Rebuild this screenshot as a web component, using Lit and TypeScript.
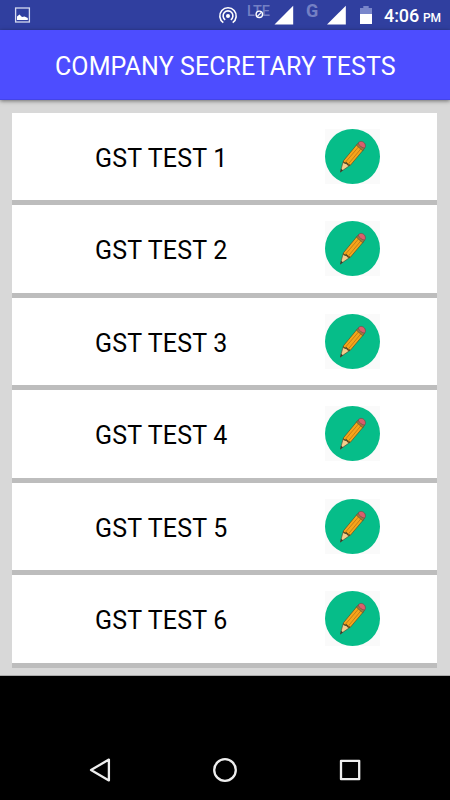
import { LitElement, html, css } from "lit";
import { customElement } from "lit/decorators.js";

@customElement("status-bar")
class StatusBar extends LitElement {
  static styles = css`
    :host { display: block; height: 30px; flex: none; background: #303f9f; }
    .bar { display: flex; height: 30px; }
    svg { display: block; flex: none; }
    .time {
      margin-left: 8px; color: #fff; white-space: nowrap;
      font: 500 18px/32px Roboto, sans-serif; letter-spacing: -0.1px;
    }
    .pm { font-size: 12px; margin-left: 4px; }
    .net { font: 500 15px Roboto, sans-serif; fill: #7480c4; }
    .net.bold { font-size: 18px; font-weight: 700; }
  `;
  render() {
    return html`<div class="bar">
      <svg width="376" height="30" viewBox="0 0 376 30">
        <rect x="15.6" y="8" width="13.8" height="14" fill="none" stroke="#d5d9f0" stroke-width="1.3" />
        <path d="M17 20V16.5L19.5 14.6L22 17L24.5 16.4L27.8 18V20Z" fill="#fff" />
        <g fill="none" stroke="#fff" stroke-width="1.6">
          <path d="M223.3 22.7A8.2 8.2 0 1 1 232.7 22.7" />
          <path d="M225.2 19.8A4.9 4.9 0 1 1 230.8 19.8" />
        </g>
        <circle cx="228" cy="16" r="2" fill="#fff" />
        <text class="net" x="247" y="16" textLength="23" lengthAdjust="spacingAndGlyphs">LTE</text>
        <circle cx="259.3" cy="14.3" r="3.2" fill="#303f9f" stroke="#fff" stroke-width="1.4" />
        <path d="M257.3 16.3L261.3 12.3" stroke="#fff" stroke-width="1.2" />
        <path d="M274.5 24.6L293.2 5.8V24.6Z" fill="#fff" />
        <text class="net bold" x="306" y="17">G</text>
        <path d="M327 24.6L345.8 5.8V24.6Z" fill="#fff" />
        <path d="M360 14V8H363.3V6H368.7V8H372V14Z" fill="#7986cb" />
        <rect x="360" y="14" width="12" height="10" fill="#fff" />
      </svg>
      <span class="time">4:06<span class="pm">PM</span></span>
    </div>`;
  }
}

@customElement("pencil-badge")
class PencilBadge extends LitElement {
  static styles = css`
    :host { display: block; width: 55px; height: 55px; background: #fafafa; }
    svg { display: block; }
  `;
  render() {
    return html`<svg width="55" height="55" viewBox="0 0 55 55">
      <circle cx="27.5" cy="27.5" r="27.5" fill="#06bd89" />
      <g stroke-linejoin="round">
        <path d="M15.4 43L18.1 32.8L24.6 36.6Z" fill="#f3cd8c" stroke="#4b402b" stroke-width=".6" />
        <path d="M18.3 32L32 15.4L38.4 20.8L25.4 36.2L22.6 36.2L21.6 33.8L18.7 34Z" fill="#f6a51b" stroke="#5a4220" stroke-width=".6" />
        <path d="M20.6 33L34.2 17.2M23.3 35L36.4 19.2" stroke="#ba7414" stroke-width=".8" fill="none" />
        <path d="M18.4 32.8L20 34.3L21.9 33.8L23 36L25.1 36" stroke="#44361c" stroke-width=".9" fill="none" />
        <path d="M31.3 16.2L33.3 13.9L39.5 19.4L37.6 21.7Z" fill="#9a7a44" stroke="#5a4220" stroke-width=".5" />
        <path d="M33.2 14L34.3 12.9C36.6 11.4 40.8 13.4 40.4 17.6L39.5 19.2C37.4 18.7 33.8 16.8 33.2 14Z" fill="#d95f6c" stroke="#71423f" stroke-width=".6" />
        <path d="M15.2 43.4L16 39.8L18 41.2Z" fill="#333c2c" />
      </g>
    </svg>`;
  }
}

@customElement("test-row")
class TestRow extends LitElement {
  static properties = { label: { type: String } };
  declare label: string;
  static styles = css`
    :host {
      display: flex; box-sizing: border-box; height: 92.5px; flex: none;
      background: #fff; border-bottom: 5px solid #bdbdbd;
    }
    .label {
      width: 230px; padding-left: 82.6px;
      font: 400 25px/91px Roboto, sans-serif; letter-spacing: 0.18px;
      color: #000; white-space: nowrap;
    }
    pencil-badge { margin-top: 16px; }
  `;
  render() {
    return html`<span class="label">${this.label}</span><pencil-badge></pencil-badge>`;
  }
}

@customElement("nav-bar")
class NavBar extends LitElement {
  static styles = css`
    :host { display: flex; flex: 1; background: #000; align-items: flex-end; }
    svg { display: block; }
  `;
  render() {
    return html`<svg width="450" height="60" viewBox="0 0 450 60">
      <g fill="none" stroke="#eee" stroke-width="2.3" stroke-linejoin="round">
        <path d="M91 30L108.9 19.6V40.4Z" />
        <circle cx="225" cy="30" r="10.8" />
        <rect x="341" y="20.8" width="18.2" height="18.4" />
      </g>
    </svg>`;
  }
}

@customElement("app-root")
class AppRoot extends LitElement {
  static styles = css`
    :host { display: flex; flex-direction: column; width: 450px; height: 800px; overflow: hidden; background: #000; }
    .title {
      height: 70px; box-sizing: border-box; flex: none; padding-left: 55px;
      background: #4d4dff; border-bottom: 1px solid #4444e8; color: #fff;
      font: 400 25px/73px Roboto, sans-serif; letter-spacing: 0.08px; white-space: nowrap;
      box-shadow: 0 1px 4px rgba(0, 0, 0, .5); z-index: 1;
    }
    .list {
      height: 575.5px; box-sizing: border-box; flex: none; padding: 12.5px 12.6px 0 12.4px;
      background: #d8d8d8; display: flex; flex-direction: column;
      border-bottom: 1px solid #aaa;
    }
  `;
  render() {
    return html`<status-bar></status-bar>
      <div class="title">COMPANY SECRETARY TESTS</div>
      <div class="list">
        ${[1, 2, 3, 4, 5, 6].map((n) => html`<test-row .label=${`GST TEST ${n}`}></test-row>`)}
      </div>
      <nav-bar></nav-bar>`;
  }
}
..............................
__Required work__:
Return, from the data, each line that has the word "this" in it.

__Exercise answer__:
Rebuild this screenshot as a web component, using Lit and TypeScript.
    return html`<span class="label">${this.label}</span><pencil-badge></pencil-badge>`;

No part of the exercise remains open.